I am a little frantic at the moment. Please excuse my (maybe) repetitive question. I am dying to find out rather than researching any additional minutes.

 

I am a PR (still is). I filed the I-130 for my child with priority date of 12/27/2016. Fast forward, we are now at NVC processing with an approved petition, completed DS-260 and all fees paid. Her visa is also current. Notice of Immigrant Visa Case Creation was received on 11/07/2018. My child is turning 21 in 4 months. Is she still eligible to file for her GC?

 

Thank you very much,

 

 

Yes she is the age freezes . 

 

The Immigration and Nationality Act (INA) defines a child as a person who is both unmarried and under 21 years old. If someone applies for lawful permanent resident (LPR) status as a child but turns 21 before being approved for LPR status (also known as getting a Green Card), that person can no longer be considered a child for immigration purposes. This situation is commonly referred to as “aging out” and often means that these applicants would have to file a new petition or application, wait even longer to get a Green Card, or may no longer be eligible for a Green Card.

Congress recognized that many children were aging out due to large USCIS processing backlogs, so it enacted the Child Status Protection Act (CSPA) to protect certain children from aging out. The CSPA went into effect on August 6, 2002.
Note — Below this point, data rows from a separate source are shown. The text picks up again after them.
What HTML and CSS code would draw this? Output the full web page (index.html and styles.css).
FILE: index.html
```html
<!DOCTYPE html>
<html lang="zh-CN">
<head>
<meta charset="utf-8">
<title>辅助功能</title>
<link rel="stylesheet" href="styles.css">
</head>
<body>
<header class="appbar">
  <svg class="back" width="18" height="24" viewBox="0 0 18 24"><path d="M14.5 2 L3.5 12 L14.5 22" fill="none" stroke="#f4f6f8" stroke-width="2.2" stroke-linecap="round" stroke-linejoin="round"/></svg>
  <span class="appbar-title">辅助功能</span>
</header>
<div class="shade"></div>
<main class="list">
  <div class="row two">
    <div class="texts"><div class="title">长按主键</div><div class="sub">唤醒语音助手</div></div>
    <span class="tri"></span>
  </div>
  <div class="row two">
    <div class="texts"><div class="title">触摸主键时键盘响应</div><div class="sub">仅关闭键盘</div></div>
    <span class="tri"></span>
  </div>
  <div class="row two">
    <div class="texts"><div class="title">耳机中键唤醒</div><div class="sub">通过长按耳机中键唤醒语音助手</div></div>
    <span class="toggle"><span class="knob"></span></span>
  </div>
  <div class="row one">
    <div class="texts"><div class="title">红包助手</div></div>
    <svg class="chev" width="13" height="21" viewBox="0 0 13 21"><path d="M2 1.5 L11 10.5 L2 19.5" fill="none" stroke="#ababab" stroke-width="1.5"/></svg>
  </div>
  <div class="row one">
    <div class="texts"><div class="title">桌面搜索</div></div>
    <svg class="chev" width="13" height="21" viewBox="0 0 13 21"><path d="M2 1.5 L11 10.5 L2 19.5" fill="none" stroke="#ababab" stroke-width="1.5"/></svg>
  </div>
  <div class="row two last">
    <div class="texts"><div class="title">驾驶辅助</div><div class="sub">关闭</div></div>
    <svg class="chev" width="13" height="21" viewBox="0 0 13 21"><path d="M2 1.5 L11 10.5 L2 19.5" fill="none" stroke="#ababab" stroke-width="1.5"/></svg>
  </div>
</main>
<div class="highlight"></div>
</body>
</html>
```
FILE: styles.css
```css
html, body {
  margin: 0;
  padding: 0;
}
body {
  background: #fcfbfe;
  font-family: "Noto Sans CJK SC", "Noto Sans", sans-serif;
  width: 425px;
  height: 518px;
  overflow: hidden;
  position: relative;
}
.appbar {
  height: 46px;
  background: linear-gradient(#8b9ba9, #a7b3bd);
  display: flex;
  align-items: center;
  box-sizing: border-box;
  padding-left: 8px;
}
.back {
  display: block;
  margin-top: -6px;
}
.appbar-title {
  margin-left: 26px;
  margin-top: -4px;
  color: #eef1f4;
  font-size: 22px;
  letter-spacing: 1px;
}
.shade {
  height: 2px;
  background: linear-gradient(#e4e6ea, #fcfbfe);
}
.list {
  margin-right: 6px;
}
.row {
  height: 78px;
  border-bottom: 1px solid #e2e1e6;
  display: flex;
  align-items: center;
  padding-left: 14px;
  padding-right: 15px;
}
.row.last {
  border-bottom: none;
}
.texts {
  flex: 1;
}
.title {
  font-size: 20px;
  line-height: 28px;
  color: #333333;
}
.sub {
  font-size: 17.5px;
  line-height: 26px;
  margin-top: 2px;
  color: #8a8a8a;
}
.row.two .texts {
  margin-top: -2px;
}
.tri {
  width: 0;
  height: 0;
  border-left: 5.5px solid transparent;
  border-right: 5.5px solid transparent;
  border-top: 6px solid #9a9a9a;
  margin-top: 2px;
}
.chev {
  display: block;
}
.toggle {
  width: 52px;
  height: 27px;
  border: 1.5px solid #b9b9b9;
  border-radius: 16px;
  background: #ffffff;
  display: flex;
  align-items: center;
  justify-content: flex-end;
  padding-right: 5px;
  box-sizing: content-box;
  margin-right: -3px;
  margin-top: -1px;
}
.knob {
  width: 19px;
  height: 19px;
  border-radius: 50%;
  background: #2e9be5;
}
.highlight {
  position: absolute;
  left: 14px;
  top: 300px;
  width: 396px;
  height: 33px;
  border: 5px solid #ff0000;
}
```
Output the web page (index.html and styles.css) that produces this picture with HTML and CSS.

CSPA does not change the definition of a child. Instead, CSPA provides a method for calculating a person’s age to see if they meet the definition of a child for immigration purposes. The calculated age is the child’s “CSPA age.” This allows some people to remain classified as children beyond their 21stbirthday. However, CSPA does not change the requirement that you must be unmarried in order to remain eligible for classification as a child.